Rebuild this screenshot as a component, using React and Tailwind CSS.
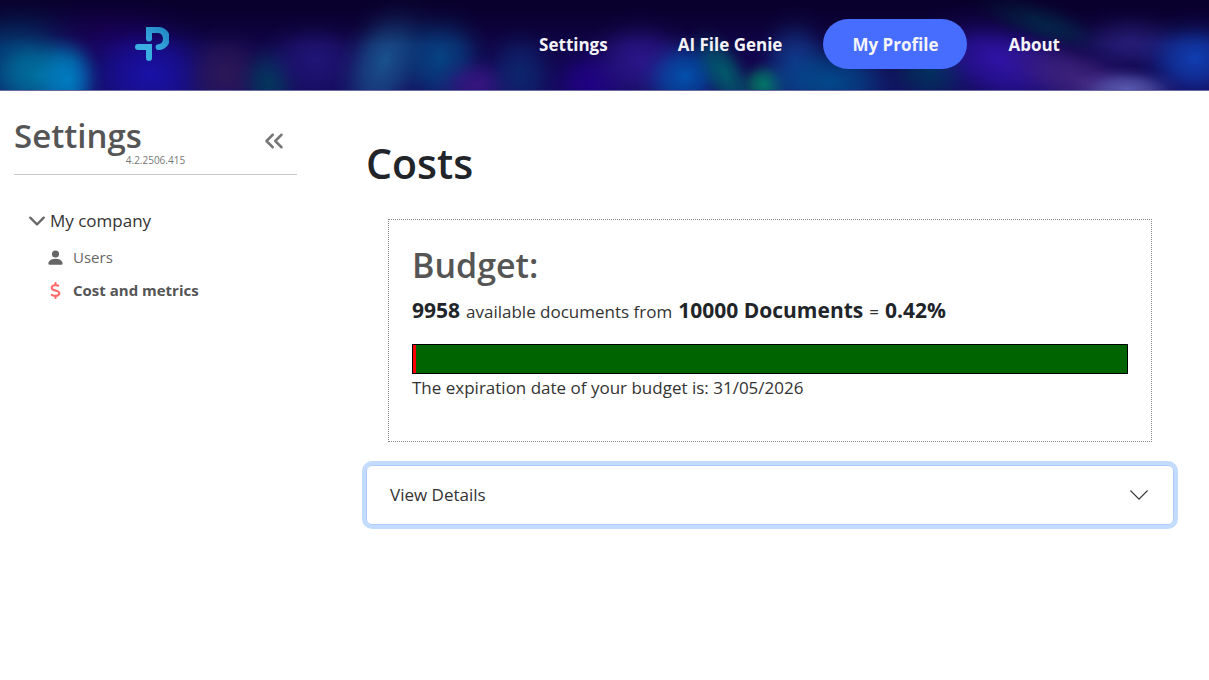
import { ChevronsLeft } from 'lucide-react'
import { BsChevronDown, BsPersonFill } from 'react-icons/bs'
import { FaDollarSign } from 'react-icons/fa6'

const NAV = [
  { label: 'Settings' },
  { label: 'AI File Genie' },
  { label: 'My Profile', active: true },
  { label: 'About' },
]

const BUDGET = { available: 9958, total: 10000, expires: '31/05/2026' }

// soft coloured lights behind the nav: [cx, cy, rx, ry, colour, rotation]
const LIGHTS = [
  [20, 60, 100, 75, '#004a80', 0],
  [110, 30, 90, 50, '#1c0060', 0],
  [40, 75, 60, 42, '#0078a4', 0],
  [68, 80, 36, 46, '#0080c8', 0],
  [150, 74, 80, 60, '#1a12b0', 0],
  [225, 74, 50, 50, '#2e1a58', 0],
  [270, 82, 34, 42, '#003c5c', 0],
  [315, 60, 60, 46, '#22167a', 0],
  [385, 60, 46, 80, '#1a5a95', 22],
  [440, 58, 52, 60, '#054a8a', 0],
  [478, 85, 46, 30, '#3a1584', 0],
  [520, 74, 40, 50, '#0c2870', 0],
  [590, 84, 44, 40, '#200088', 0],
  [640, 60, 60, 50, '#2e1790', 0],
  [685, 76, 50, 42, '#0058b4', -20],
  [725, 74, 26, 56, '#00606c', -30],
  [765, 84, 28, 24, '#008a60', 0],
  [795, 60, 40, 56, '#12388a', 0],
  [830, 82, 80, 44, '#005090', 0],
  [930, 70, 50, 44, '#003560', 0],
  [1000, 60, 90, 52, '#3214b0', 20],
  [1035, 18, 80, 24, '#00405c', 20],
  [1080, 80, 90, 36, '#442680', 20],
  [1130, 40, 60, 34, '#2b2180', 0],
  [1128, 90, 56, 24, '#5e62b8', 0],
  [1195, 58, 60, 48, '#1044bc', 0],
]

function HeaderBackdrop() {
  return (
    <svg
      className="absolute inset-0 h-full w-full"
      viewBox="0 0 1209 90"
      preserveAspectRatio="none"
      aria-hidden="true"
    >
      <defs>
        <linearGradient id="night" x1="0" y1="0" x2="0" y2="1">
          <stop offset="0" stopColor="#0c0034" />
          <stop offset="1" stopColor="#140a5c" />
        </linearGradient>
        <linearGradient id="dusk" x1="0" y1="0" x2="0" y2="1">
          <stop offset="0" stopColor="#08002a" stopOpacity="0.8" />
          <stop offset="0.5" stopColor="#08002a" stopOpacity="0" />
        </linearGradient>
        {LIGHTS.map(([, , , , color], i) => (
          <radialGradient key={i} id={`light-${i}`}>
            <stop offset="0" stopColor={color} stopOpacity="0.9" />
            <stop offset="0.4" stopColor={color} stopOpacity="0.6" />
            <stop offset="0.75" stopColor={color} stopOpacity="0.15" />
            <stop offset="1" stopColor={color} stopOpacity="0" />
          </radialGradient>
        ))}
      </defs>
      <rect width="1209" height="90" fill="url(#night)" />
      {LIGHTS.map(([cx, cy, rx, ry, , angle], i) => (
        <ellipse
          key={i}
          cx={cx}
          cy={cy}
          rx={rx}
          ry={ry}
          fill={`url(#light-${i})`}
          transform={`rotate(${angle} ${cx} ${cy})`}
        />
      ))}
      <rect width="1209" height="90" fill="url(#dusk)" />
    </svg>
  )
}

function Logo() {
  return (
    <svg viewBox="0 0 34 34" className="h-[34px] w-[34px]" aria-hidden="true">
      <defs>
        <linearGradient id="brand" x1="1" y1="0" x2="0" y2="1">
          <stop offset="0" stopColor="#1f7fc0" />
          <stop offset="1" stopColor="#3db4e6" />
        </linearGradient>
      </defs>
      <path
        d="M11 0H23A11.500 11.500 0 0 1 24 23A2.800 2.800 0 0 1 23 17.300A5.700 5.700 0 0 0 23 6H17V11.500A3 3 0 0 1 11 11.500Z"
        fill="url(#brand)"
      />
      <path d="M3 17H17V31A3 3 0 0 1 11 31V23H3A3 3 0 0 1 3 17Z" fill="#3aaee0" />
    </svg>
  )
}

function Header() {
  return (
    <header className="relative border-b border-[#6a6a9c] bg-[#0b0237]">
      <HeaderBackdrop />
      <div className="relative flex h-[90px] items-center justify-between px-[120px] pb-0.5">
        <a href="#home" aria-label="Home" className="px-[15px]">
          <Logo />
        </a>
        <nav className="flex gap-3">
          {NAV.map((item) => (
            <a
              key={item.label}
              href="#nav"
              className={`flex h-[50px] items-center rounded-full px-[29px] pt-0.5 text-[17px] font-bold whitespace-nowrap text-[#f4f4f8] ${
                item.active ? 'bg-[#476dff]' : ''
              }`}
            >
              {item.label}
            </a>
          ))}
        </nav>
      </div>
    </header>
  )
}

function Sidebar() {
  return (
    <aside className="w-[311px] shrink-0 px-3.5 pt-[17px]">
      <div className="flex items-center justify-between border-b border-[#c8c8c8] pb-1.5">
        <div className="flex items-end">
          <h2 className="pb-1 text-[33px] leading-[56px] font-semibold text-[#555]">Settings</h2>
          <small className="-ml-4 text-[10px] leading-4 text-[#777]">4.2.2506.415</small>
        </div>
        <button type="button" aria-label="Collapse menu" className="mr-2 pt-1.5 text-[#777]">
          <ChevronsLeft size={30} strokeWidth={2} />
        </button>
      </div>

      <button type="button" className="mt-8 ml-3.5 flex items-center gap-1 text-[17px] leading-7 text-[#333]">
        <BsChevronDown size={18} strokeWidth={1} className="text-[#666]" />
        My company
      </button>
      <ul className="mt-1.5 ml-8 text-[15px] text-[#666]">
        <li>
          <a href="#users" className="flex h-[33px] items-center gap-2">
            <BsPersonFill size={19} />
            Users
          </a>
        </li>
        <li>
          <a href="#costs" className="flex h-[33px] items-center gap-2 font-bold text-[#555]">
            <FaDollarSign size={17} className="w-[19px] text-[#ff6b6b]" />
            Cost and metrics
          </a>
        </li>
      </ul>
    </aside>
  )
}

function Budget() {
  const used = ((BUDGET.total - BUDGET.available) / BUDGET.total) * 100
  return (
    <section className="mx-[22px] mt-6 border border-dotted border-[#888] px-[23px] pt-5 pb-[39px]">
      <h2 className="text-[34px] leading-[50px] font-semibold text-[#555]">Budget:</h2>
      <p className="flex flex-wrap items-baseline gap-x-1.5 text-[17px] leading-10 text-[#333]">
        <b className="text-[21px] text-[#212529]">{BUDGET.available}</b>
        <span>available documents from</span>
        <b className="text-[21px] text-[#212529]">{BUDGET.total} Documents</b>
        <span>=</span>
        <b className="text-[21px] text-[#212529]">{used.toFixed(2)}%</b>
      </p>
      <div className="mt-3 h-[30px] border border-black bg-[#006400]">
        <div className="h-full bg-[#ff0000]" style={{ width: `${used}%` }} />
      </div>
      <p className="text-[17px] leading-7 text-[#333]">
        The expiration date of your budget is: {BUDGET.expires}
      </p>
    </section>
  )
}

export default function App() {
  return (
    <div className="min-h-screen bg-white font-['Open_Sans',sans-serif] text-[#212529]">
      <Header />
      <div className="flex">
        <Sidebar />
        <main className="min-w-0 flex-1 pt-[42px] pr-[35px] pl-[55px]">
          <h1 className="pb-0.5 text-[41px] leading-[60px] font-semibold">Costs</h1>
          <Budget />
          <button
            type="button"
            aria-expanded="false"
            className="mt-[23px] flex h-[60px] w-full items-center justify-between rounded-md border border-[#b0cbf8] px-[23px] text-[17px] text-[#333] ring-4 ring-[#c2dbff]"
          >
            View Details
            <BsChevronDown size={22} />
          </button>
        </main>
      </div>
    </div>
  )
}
= = = =
→ **Instructions to follow**: Reproduce the material word for word. Any pictures should be left out of the copy.

→ **Reply to the task**:
Rebuild this screenshot as a component, using React and Tailwind CSS.
import { ChevronsLeft } from 'lucide-react'
import { BsChevronDown, BsPersonFill } from 'react-icons/bs'
import { FaDollarSign } from 'react-icons/fa6'

const NAV = [
  { label: 'Settings' },
  { label: 'AI File Genie' },
  { label: 'My Profile', active: true },
  { label: 'About' },
]

const BUDGET = { available: 9958, total: 10000, expires: '31/05/2026' }

// soft coloured lights behind the nav: [cx, cy, rx, ry, colour, rotation]
const LIGHTS = [
  [20, 60, 100, 75, '#004a80', 0],
  [110, 30, 90, 50, '#1c0060', 0],
  [40, 75, 60, 42, '#0078a4', 0],
  [68, 80, 36, 46, '#0080c8', 0],
  [150, 74, 80, 60, '#1a12b0', 0],
  [225, 74, 50, 50, '#2e1a58', 0],
  [270, 82, 34, 42, '#003c5c', 0],
  [315, 60, 60, 46, '#22167a', 0],
  [385, 60, 46, 80, '#1a5a95', 22],
  [440, 58, 52, 60, '#054a8a', 0],
  [478, 85, 46, 30, '#3a1584', 0],
  [520, 74, 40, 50, '#0c2870', 0],
  [590, 84, 44, 40, '#200088', 0],
  [640, 60, 60, 50, '#2e1790', 0],
  [685, 76, 50, 42, '#0058b4', -20],
  [725, 74, 26, 56, '#00606c', -30],
  [765, 84, 28, 24, '#008a60', 0],
  [795, 60, 40, 56, '#12388a', 0],
  [830, 82, 80, 44, '#005090', 0],
  [930, 70, 50, 44, '#003560', 0],
  [1000, 60, 90, 52, '#3214b0', 20],
  [1035, 18, 80, 24, '#00405c', 20],
  [1080, 80, 90, 36, '#442680', 20],
  [1130, 40, 60, 34, '#2b2180', 0],
  [1128, 90, 56, 24, '#5e62b8', 0],
  [1195, 58, 60, 48, '#1044bc', 0],
]

function HeaderBackdrop() {
  return (
    <svg
      className="absolute inset-0 h-full w-full"
      viewBox="0 0 1209 90"
      preserveAspectRatio="none"
      aria-hidden="true"
    >
      <defs>
        <linearGradient id="night" x1="0" y1="0" x2="0" y2="1">
          <stop offset="0" stopColor="#0c0034" />
          <stop offset="1" stopColor="#140a5c" />
        </linearGradient>
        <linearGradient id="dusk" x1="0" y1="0" x2="0" y2="1">
          <stop offset="0" stopColor="#08002a" stopOpacity="0.8" />
          <stop offset="0.5" stopColor="#08002a" stopOpacity="0" />
        </linearGradient>
        {LIGHTS.map(([, , , , color], i) => (
          <radialGradient key={i} id={`light-${i}`}>
            <stop offset="0" stopColor={color} stopOpacity="0.9" />
            <stop offset="0.4" stopColor={color} stopOpacity="0.6" />
            <stop offset="0.75" stopColor={color} stopOpacity="0.15" />
            <stop offset="1" stopColor={color} stopOpacity="0" />
          </radialGradient>
        ))}
      </defs>
      <rect width="1209" height="90" fill="url(#night)" />
      {LIGHTS.map(([cx, cy, rx, ry, , angle], i) => (
        <ellipse
          key={i}
          cx={cx}
          cy={cy}
          rx={rx}
          ry={ry}
          fill={`url(#light-${i})`}
          transform={`rotate(${angle} ${cx} ${cy})`}
        />
      ))}
      <rect width="1209" height="90" fill="url(#dusk)" />
    </svg>
  )
}

function Logo() {
  return (
    <svg viewBox="0 0 34 34" className="h-[34px] w-[34px]" aria-hidden="true">
      <defs>
        <linearGradient id="brand" x1="1" y1="0" x2="0" y2="1">
          <stop offset="0" stopColor="#1f7fc0" />
          <stop offset="1" stopColor="#3db4e6" />
        </linearGradient>
      </defs>
      <path
        d="M11 0H23A11.500 11.500 0 0 1 24 23A2.800 2.800 0 0 1 23 17.300A5.700 5.700 0 0 0 23 6H17V11.500A3 3 0 0 1 11 11.500Z"
        fill="url(#brand)"
      />
      <path d="M3 17H17V31A3 3 0 0 1 11 31V23H3A3 3 0 0 1 3 17Z" fill="#3aaee0" />
    </svg>
  )
}

function Header() {
  return (
    <header className="relative border-b border-[#6a6a9c] bg-[#0b0237]">
      <HeaderBackdrop />
      <div className="relative flex h-[90px] items-center justify-between px-[120px] pb-0.5">
        <a href="#home" aria-label="Home" className="px-[15px]">
          <Logo />
        </a>
        <nav className="flex gap-3">
          {NAV.map((item) => (
            <a
              key={item.label}
              href="#nav"
              className={`flex h-[50px] items-center rounded-full px-[29px] pt-0.5 text-[17px] font-bold whitespace-nowrap text-[#f4f4f8] ${
                item.active ? 'bg-[#476dff]' : ''
              }`}
            >
              {item.label}
            </a>
          ))}
        </nav>
      </div>
    </header>
  )
}

function Sidebar() {
  return (
    <aside className="w-[311px] shrink-0 px-3.5 pt-[17px]">
      <div className="flex items-center justify-between border-b border-[#c8c8c8] pb-1.5">
        <div className="flex items-end">
          <h2 className="pb-1 text-[33px] leading-[56px] font-semibold text-[#555]">Settings</h2>
          <small className="-ml-4 text-[10px] leading-4 text-[#777]">4.2.2506.415</small>
        </div>
        <button type="button" aria-label="Collapse menu" className="mr-2 pt-1.5 text-[#777]">
          <ChevronsLeft size={30} strokeWidth={2} />
        </button>
      </div>

      <button type="button" className="mt-8 ml-3.5 flex items-center gap-1 text-[17px] leading-7 text-[#333]">
        <BsChevronDown size={18} strokeWidth={1} className="text-[#666]" />
        My company
      </button>
      <ul className="mt-1.5 ml-8 text-[15px] text-[#666]">
        <li>
          <a href="#users" className="flex h-[33px] items-center gap-2">
            <BsPersonFill size={19} />
            Users
          </a>
        </li>
        <li>
          <a href="#costs" className="flex h-[33px] items-center gap-2 font-bold text-[#555]">
            <FaDollarSign size={17} className="w-[19px] text-[#ff6b6b]" />
            Cost and metrics
          </a>
        </li>
      </ul>
    </aside>
  )
}

function Budget() {
  const used = ((BUDGET.total - BUDGET.available) / BUDGET.total) * 100
  return (
    <section className="mx-[22px] mt-6 border border-dotted border-[#888] px-[23px] pt-5 pb-[39px]">
      <h2 className="text-[34px] leading-[50px] font-semibold text-[#555]">Budget:</h2>
      <p className="flex flex-wrap items-baseline gap-x-1.5 text-[17px] leading-10 text-[#333]">
        <b className="text-[21px] text-[#212529]">{BUDGET.available}</b>
        <span>available documents from</span>
        <b className="text-[21px] text-[#212529]">{BUDGET.total} Documents</b>
        <span>=</span>
        <b className="text-[21px] text-[#212529]">{used.toFixed(2)}%</b>
      </p>
      <div className="mt-3 h-[30px] border border-black bg-[#006400]">
        <div className="h-full bg-[#ff0000]" style={{ width: `${used}%` }} />
      </div>
      <p className="text-[17px] leading-7 text-[#333]">
        The expiration date of your budget is: {BUDGET.expires}
      </p>
    </section>
  )
}

export default function App() {
  return (
    <div className="min-h-screen bg-white font-['Open_Sans',sans-serif] text-[#212529]">
      <Header />
      <div className="flex">
        <Sidebar />
        <main className="min-w-0 flex-1 pt-[42px] pr-[35px] pl-[55px]">
          <h1 className="pb-0.5 text-[41px] leading-[60px] font-semibold">Costs</h1>
          <Budget />
          <button
            type="button"
            aria-expanded="false"
            className="mt-[23px] flex h-[60px] w-full items-center justify-between rounded-md border border-[#b0cbf8] px-[23px] text-[17px] text-[#333] ring-4 ring-[#c2dbff]"
          >
            View Details
            <BsChevronDown size={22} />
          </button>
        </main>
      </div>
    </div>
  )
}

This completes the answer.